According to the preliminary count, 19.1% of ballots were null and void – far above the historic average in Bolivian elections, which has typically been below 5%.
Bolivia’s first Indigenous leader, Morales had spent recent weeks urging his supporters to cast null and void votes in protest against rulings by the constitutional and electoral courts that blocked him from seeking a fourth term.
Business tycoon Samuel Doria Medina, 66, who had led polls for much of the campaign, ended up third with 19.89% of the vote.
Doria Medina acknowledged his defeat and announced that he would back Paz Pereira in the run-off.
In the Bolivian press, analysts suggested one possible advantage for Paz Pereira was that the campaign battle in recent weeks had been concentrated between Quiroga, Doria Medina and the left, leaving the senator outside the main line of attacks – or even of fake news campaigns.
Also, polls indicated there were still large numbers of undecided voters before election day.
The highest-placed leftwing candidate was Senator Andrónico Rodríguez, 36, who left Mas to run with a small coalition. Having once polled as high as third, he eventually finished fourth with just over 8%.
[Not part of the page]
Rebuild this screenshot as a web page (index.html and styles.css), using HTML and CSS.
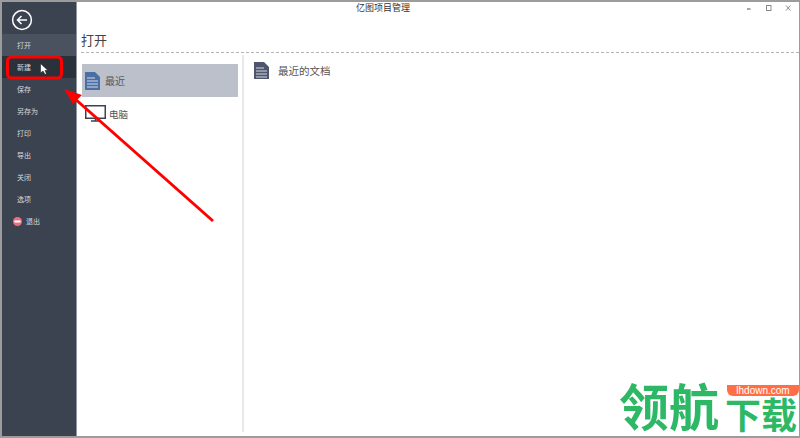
FILE: index.html
```html
<!DOCTYPE html>
<html lang="zh-CN">
  <head>
    <meta charset="UTF-8" />
    <title>亿图项目管理</title>
    <link rel="stylesheet" href="styles.css">
  </head>
  <body>
    <div class="window">
      <div class="sidebar">
        <div class="back">
          <svg width="22" height="22" viewBox="0 0 22 22" fill="none" stroke="#fff">
            <circle cx="11" cy="11" r="9.4" stroke-width="1.5" />
            <path d="M16 11H6.5M10.5 7L6.5 11L10.5 15" stroke-width="1.5" />
          </svg>
        </div>
        <div class="menu-item active">打开</div>
        <div class="menu-item hover">新建</div>
        <div class="menu-item">保存</div>
        <div class="menu-item">另存为</div>
        <div class="menu-item">打印</div>
        <div class="menu-item">导出</div>
        <div class="menu-item">关闭</div>
        <div class="menu-item">选项</div>
        <div class="menu-item exit">
          <svg width="9" height="9" viewBox="0 0 9 9">
            <circle cx="4.5" cy="4.5" r="4.5" fill="#e9707f" />
            <rect x="1.5" y="3.5" width="6" height="2" fill="#fff" />
          </svg>
          退出
        </div>
      </div>

      <div class="main">
        <div class="titlebar">
          <div class="title">亿图项目管理</div>
          <div class="controls">
            <svg class="controls-icons" width="50" height="10" viewBox="0 0 50 10" fill="none" stroke="#8a8a8a">
              <path d="M0 6H3.5" stroke-width="1.5" />
              <rect x="19.5" y="2.5" width="4.5" height="5" />
              <path d="M39 2.5L43.5 7.5M43.5 2.5L39 7.5" />
            </svg>
          </div>
        </div>
        <h2 class="page-title">打开</h2>
        <div class="content">
          <div class="places">
            <div class="place selected">
              <svg width="15" height="18" viewBox="0 0 15 18">
                <path d="M0 0H10L15 5V18H0Z" fill="#4a6fa5" />
                <path d="M2 6H10M2 9H13M2 12H13M2 15H13" stroke="#d5dbe6" />
              </svg>
              <span>最近</span>
            </div>
            <div class="place computer">
              <svg width="21" height="17" viewBox="0 0 21 17" fill="none" stroke="#3c4350">
                <rect x="0.75" y="0.75" width="19.5" height="12.5" stroke-width="1.5" />
                <path d="M10.5 13V15.5M6 16H15" stroke-width="1.5" />
              </svg>
              <span>电脑</span>
            </div>
          </div>
          <div class="recent">
            <svg width="15" height="17" viewBox="0 0 15 17">
              <path d="M0 0H10L15 5V17H0Z" fill="#4d566e" />
              <path d="M2 6H10M2 9H13M2 12H13M2 15H13" stroke="#d5d8e0" />
            </svg>
            <span>最近的文档</span>
          </div>
        </div>
      </div>

      <svg class="notes" width="800" height="438" viewBox="0 0 800 438" fill="none">
        <rect x="7.5" y="57" width="54" height="21" rx="4" stroke="#f00" stroke-width="3" />
        <path d="M213 221L74 98" stroke="#f00" stroke-width="3" />
        <path d="M64 89L82 95L73 104Z" fill="#f00" />
        <path d="M40.5 63.5V73L43 71L45 74.5L46.5 73.5L45 70.5H48Z" fill="#fff" stroke="#222" stroke-width="0.6" />
      </svg>

      <div class="logo">
        <span class="logo-big">领航</span><span class="logo-small">下载</span>
        <span class="logo-badge">lhdown.com</span>
      </div>
    </div>
  </body>
</html>
```

FILE: styles.css
```css
* {
  box-sizing: border-box;
}

body {
  margin: 0;
  font-family: "Noto Sans CJK SC", "Liberation Sans", sans-serif;
  background-color: #fff;
}

.window {
  position: relative;
  display: flex;
  width: 800px;
  height: 438px;
  background-color: #fff;
  border-top: 2px solid #9c9c9c;
  border-left: 2px solid #9c9c9c;
  border-right: 1px solid #9c9c9c;
  border-bottom: 2px solid #9c9c9c;
}

.sidebar {
  width: 75px;
  height: 434px;
  background-color: #3c4350;
  flex-shrink: 0;
  border-right: 1px solid #8f96a3;
}

.back {
  display: flex;
  align-items: center;
  height: 32px;
  padding: 4px 0 0 9px;
}

.menu-item {
  display: flex;
  align-items: center;
  height: 22px;
  padding-left: 15px;
  font-size: 7px;
  color: #d6d9de;
}

.menu-item.active {
  background-color: #4a525f;
}

.menu-item.hover {
  background-color: #2b313b;
}

.menu-item.exit {
  gap: 4px;
  padding-left: 11px;
}

.main {
  flex: 1;
  display: flex;
  flex-direction: column;
  min-width: 0;
}

.titlebar {
  display: flex;
  justify-content: center;
  position: relative;
  height: 13px;
  padding-right: 110px;
}

.title {
  font-size: 9px;
  line-height: 11px;
  color: #333;
}

.controls {
  position: absolute;
  top: 1px;
  right: 2px;
  width: 50px;
}

.controls-icons {
  display: block;
}

.page-title {
  margin: 0 0 0 4px;
  height: 38px;
  padding-top: 15px;
  font-size: 13px;
  line-height: 20px;
  font-weight: 400;
  color: #444;
  border-bottom: 1px dashed #b5b5b5;
}

.content {
  flex: 1;
  display: flex;
  padding-left: 5px;
  padding-bottom: 4px;
}

.places {
  width: 162px;
  padding-top: 9px;
  padding-right: 4px;
  border-right: 2px solid #e8e8e8;
  margin-top: 2px;
}

.place {
  display: flex;
  align-items: center;
  height: 33px;
  font-size: 10px;
  color: #555;
}

.place.selected {
  gap: 5px;
  padding-left: 3px;
  background-color: #bcc0cb;
}

.place.computer {
  gap: 3px;
  padding-left: 3px;
  font-size: 9.5px;
}

.recent {
  display: flex;
  align-items: center;
  gap: 9px;
  height: 18px;
  margin-top: 8px;
  padding-left: 10px;
  font-size: 10.5px;
  color: #555;
}

.notes {
  position: absolute;
  top: -2px;
  left: -2px;
}

.logo {
  position: absolute;
  right: 0;
  bottom: 0;
  width: 180px;
  height: 56px;
  color: #2db866;
  font-family: "Liberation Sans", "Noto Sans CJK SC", sans-serif;
  font-weight: 700;
  white-space: nowrap;
}

.logo-big {
  position: absolute;
  left: 0;
  top: 4px;
  font-size: 50px;
  line-height: 50px;
}

.logo-small {
  position: absolute;
  left: 106px;
  top: 20px;
  font-size: 36px;
  line-height: 34px;
}

.logo-badge {
  position: absolute;
  left: 108px;
  top: 5px;
  width: 72px;
  height: 11px;
  border-radius: 0 0 6px 6px;
  background-color: #ff6f45;
  color: #fff;
  font-size: 10px;
  font-weight: 400;
  line-height: 11px;
  text-align: center;
}
```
More than 2,500 national and international observers, from bodies including the European Union and the Organisation of American States, monitored the vote and were expected to publish their preliminary reports in the coming days. During the day, they said polling had proceeded normally.
According to the electoral court, the election took place without problems, apart from some “isolated incidents.”
One of them involved Rodríguez. As he voted in Entre Ríos, a Morales stronghold about 50 miles from where the former president remains entrenched, the 36-year-old senator was booed and pelted with stones by what he described as “a small group of extremists identified as supporters of Morales.”
Rodríguez had to be escorted by a member of the armed forces to cast his vote. He was not injured. Once seen as Morales’s natural heir due to his Indigenous roots and leadership in the coca growers’ union, the senator was called a traitor for launching his own candidacy.
Wanted on an arrest warrant since October for allegedly fathering a child with a 15-year-old, Morales voted in Villa 14 de Septiembre, about 25 miles from the tiny village where hundreds of coca growers have prevented police and the army from detaining the former president.
Morales denies having committed any crime and claims the case is part of a plan by the current government to destroy him politically.
President Arce, who served as Morales’s finance minister before becoming his main rival, cast his vote in La Paz and said he would ensure “an absolutely democratic transition” in November, when the next president is sworn in.